═══ Supplied information ═══

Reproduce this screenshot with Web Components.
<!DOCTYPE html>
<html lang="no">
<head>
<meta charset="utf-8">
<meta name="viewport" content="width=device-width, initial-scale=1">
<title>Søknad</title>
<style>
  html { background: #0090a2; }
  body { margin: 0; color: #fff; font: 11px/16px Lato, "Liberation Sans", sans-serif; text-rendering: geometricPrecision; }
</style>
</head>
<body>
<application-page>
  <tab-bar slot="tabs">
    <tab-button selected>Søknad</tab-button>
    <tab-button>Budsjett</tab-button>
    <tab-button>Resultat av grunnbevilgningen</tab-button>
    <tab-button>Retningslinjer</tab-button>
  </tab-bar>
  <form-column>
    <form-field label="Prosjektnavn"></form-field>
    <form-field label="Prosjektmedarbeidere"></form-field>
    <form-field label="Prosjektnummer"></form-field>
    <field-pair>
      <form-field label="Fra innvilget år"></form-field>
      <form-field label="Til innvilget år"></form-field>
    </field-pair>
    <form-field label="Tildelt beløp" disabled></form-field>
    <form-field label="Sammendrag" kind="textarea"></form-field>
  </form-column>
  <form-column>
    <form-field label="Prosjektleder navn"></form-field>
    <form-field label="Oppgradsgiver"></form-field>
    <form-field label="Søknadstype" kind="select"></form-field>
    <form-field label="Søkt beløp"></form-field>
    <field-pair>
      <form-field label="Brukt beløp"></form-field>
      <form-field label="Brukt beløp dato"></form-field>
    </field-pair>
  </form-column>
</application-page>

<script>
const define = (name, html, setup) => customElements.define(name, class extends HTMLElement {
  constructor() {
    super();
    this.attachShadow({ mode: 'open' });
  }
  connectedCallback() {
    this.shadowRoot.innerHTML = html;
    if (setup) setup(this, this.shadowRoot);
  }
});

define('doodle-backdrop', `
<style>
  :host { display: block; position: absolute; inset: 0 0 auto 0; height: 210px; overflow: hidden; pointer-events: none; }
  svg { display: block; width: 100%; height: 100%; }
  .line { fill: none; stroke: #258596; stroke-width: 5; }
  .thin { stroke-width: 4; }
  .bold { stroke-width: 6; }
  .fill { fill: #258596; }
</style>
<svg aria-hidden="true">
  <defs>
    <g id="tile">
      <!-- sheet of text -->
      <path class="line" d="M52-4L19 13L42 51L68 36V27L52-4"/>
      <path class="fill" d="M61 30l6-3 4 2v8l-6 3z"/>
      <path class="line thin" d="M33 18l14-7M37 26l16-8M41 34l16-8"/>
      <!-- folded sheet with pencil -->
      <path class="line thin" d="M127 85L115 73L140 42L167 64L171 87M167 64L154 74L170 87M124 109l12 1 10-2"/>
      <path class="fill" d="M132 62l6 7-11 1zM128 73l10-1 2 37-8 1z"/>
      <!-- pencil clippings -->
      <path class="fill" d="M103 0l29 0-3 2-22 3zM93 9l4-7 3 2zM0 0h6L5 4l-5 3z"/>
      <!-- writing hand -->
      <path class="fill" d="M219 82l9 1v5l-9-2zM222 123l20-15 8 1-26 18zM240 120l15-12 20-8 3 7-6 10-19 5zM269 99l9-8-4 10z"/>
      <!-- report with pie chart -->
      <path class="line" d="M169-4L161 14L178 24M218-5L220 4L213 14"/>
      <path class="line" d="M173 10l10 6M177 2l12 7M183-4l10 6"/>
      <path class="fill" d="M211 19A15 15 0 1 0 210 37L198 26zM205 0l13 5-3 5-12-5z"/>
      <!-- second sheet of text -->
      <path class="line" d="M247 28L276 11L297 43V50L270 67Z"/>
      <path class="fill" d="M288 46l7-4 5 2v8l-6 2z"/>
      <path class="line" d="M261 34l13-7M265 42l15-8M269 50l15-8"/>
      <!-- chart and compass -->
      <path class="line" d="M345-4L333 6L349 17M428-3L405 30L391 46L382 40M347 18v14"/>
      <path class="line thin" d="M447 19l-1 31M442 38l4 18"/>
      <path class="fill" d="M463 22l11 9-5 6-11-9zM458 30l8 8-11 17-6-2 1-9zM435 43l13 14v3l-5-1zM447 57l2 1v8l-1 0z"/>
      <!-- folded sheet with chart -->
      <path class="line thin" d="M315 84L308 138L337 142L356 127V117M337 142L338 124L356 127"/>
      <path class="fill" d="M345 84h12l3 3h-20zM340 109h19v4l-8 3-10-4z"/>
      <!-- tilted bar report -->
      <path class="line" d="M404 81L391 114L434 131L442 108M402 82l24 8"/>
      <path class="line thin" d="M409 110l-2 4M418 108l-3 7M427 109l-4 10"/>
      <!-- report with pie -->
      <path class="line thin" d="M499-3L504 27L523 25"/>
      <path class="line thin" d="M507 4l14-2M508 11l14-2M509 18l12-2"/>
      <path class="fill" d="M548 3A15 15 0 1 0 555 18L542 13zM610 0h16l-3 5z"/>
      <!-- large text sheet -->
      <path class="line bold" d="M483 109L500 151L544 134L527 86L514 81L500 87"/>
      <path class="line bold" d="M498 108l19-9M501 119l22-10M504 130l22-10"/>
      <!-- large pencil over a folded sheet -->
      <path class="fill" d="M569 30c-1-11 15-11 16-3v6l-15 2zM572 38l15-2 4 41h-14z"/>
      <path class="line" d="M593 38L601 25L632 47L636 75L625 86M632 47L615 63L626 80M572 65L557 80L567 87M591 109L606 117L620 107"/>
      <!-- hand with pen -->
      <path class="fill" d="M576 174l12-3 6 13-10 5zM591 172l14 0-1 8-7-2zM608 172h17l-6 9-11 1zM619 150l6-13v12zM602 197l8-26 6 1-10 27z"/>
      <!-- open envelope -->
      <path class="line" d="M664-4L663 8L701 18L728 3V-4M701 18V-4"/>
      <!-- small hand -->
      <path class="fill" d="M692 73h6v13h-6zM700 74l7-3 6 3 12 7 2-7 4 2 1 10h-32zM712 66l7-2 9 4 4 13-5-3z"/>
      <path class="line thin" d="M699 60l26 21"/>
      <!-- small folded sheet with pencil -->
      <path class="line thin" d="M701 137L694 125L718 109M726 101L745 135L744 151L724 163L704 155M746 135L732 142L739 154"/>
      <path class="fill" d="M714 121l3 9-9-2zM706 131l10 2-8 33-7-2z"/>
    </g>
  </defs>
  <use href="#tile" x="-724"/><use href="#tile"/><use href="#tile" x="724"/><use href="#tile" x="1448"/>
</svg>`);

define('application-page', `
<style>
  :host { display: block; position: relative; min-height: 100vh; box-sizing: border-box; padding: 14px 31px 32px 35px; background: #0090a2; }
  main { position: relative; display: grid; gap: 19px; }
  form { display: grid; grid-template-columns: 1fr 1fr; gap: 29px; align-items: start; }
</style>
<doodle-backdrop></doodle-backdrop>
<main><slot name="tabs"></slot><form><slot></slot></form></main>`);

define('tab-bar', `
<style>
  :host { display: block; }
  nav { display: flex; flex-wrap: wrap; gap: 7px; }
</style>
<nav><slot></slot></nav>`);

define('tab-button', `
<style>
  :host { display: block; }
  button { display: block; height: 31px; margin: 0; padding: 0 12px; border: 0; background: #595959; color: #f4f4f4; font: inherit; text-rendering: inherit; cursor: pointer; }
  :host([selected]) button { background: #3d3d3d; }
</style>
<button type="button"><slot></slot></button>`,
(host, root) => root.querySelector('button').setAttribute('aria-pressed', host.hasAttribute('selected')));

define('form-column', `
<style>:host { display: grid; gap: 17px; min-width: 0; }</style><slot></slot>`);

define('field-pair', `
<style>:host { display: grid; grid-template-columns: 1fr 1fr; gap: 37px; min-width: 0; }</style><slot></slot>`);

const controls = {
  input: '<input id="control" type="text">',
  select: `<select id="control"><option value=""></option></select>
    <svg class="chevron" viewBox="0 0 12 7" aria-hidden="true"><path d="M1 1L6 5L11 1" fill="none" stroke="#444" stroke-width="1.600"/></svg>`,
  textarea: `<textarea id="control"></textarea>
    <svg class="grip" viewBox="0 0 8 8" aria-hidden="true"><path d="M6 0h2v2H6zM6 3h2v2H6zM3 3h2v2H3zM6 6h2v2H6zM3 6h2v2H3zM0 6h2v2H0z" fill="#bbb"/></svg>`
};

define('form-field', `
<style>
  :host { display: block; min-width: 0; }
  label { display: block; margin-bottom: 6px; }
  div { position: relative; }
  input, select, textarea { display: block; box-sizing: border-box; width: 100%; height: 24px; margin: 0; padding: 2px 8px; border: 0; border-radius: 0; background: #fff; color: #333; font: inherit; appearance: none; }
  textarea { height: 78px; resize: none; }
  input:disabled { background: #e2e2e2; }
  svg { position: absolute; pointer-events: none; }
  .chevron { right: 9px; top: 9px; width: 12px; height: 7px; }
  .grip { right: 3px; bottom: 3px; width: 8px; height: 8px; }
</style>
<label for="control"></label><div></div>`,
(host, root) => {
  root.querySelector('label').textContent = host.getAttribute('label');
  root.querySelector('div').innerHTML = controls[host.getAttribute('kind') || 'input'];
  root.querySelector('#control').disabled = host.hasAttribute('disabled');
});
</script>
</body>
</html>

═══
═══ Supplied information ═══

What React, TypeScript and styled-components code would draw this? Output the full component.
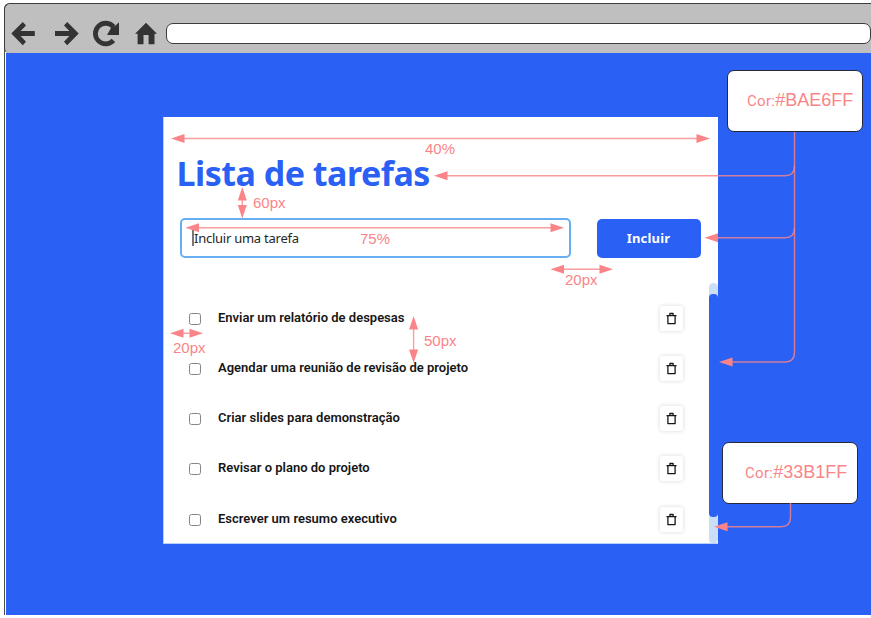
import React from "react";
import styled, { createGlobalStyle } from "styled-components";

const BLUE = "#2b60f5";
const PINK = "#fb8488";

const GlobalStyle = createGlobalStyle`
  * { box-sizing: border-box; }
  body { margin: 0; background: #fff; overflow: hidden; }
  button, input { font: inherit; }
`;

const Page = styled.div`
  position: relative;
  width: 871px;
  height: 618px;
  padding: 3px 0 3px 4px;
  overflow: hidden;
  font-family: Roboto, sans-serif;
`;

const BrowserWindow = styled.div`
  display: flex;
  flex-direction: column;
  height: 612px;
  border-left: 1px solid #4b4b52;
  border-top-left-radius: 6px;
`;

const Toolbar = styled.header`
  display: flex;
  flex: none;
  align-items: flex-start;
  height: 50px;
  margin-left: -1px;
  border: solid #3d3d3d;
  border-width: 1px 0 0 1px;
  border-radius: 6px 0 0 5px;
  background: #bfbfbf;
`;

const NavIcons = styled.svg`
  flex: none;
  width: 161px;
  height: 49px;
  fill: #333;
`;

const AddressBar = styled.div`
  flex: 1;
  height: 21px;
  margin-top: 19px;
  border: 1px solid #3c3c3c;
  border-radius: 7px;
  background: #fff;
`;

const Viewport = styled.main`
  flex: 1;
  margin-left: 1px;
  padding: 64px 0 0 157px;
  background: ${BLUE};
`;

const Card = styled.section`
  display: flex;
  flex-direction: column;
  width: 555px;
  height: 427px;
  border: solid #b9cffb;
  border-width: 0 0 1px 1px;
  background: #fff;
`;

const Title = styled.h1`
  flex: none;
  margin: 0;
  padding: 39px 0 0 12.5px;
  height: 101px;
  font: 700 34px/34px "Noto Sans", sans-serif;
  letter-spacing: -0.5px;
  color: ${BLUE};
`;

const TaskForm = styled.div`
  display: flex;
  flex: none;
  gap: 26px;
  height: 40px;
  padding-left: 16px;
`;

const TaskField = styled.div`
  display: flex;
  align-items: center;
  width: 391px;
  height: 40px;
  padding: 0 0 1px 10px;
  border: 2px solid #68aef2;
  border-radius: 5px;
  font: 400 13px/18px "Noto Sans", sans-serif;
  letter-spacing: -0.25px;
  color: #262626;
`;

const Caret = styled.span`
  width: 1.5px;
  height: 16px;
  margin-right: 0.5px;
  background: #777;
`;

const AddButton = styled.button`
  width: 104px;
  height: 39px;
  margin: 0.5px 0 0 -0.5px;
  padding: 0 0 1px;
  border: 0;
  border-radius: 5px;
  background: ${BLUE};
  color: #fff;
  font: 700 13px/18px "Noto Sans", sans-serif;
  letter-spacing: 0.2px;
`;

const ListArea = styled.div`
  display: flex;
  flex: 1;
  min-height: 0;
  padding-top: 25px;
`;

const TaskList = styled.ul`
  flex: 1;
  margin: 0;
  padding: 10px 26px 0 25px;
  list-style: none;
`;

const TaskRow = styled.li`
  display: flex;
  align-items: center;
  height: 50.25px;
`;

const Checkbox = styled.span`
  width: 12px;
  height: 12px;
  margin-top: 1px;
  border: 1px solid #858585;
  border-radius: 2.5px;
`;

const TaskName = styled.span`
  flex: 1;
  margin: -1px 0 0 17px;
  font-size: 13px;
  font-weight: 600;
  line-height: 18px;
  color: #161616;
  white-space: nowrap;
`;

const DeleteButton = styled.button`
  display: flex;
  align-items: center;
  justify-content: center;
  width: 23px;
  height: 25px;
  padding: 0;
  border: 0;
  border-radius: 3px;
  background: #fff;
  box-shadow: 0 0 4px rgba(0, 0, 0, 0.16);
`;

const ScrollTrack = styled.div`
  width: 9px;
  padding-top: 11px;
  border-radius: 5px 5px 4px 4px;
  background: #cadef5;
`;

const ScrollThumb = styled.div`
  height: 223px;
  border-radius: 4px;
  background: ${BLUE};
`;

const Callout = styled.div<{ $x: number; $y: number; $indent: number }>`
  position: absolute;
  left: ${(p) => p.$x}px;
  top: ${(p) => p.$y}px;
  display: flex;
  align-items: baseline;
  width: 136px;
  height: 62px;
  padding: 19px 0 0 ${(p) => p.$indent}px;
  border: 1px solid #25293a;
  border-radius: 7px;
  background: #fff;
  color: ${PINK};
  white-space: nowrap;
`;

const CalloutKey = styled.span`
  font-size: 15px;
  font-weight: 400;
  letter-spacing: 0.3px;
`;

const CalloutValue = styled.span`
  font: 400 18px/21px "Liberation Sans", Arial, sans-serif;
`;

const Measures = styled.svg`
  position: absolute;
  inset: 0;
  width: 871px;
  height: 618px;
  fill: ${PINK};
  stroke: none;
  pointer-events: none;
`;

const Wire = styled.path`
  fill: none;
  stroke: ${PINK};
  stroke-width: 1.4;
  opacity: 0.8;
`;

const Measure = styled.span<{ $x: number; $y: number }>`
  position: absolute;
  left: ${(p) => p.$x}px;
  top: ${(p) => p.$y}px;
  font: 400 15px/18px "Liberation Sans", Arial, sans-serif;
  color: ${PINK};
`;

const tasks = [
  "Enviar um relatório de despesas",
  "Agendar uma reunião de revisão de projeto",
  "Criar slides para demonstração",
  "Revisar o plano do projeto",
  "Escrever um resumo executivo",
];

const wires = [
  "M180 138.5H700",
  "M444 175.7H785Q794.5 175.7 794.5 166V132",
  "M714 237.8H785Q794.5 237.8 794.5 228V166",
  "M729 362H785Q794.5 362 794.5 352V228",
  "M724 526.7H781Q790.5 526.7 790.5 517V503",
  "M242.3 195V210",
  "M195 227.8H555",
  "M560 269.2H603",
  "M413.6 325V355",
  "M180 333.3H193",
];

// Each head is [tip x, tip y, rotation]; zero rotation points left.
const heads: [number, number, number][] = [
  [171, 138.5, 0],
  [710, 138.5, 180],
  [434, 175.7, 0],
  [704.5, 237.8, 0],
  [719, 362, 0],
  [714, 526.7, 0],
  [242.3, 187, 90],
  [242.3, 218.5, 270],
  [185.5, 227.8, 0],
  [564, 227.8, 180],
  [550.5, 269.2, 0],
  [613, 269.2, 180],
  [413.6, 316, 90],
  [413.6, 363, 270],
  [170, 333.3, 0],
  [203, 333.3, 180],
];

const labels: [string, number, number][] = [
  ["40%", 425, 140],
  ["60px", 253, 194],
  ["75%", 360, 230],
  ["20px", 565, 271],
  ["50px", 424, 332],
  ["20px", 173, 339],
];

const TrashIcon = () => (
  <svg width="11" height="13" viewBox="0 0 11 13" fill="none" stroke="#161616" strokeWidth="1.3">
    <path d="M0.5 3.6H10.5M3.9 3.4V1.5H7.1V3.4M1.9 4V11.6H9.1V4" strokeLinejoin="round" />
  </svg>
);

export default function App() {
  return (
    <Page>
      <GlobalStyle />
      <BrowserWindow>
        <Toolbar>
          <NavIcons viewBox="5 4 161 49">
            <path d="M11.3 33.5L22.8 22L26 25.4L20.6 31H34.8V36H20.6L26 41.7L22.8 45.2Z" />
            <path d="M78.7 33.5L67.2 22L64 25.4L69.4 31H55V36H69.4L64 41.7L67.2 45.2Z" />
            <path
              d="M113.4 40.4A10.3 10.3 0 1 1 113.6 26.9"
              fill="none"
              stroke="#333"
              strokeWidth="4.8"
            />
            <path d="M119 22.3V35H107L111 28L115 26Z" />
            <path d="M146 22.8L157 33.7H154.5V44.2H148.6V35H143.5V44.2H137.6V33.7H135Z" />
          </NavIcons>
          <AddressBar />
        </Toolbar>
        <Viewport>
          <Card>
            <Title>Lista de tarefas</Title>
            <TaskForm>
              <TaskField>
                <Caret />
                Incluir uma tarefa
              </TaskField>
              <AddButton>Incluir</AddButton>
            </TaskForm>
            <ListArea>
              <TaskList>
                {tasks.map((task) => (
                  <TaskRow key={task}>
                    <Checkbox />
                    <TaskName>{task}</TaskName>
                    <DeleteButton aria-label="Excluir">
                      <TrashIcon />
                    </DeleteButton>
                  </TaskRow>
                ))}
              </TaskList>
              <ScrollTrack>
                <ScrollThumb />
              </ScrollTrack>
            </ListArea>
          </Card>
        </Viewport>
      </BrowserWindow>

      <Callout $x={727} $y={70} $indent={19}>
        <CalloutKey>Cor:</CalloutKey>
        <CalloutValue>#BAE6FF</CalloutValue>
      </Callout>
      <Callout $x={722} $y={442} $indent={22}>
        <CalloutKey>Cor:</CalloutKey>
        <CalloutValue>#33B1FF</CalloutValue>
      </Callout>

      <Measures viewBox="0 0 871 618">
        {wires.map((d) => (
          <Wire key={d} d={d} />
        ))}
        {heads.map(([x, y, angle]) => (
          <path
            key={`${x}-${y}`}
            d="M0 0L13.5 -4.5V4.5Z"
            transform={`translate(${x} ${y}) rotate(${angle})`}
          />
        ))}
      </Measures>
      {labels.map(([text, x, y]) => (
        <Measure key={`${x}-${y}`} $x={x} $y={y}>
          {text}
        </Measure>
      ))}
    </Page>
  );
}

═══
═══ Supplied information ═══

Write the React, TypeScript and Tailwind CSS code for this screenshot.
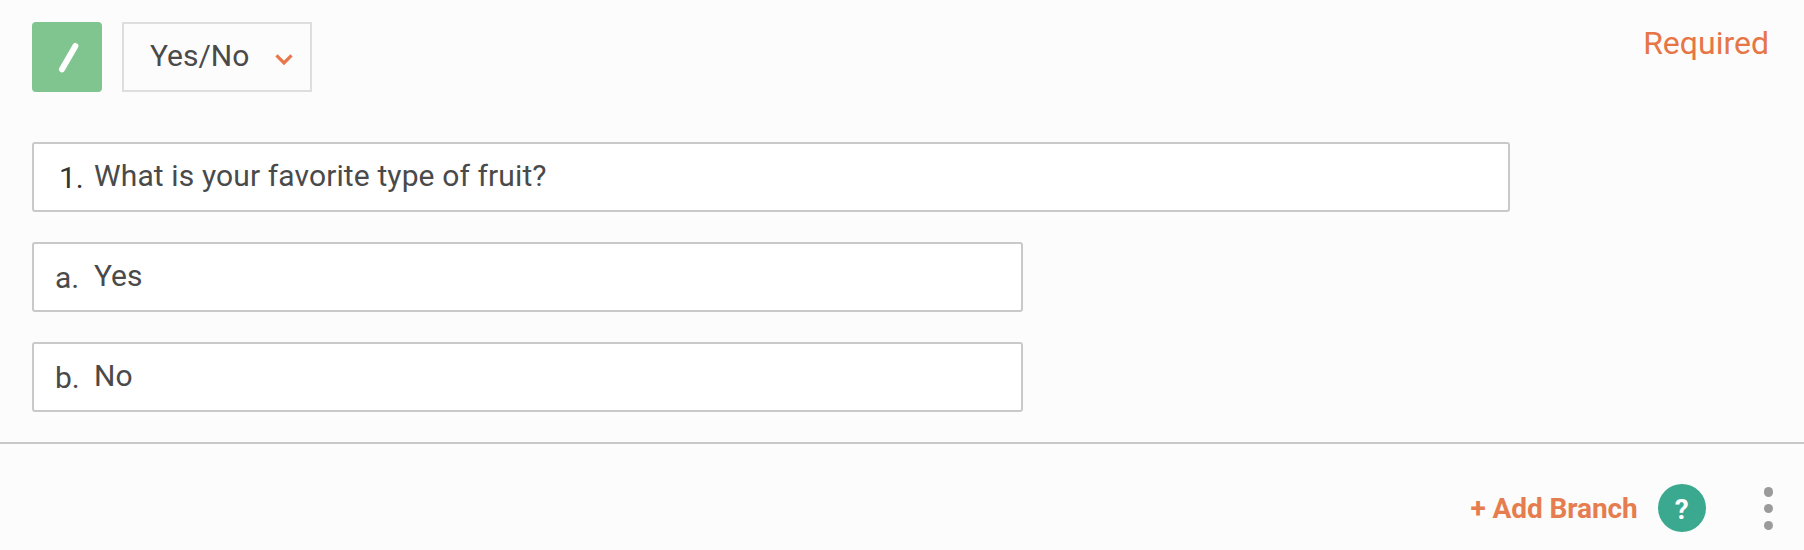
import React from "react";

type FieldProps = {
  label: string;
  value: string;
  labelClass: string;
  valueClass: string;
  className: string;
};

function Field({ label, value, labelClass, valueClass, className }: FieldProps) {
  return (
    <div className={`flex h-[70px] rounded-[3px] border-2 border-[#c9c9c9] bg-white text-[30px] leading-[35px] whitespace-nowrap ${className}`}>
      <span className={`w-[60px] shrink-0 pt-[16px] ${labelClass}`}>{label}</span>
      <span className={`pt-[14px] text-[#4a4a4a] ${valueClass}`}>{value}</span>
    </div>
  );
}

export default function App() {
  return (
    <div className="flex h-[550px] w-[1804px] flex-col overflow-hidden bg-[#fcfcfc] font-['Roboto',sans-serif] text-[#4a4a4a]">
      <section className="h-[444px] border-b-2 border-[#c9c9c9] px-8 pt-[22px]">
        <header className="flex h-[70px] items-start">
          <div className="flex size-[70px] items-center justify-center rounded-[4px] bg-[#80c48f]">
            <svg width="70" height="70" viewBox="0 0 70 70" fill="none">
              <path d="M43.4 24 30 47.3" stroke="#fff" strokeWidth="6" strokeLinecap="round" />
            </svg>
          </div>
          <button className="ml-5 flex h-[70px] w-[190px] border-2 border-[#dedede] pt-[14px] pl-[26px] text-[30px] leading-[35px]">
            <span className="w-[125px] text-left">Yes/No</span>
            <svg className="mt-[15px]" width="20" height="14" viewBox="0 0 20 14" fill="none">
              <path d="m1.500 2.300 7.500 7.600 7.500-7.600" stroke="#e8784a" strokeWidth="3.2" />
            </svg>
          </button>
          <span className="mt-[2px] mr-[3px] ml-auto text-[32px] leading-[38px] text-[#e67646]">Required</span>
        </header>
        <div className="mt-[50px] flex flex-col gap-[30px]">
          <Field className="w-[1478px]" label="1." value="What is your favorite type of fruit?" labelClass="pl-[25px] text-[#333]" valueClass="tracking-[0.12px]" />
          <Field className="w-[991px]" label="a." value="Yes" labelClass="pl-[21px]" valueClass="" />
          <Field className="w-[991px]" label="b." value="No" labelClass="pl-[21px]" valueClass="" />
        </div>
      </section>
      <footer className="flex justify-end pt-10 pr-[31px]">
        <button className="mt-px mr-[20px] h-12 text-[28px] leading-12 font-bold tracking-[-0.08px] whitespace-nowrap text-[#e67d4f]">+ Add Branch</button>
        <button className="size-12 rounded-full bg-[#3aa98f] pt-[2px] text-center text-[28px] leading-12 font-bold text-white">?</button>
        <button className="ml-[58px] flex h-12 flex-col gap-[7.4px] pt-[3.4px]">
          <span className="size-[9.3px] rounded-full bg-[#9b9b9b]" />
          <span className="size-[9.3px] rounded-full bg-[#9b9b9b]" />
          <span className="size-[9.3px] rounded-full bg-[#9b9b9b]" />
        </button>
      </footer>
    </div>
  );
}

═══

» **Aim of the exercise**
Copy every single line of the material above that holds "What".

» **Solution for this exercise**
What React, TypeScript and styled-components code would draw this? Output the full component.
          <Field className="w-[1478px]" label="1." value="What is your favorite type of fruit?" labelClass="pl-[25px] text-[#333]" valueClass="tracking-[0.12px]" />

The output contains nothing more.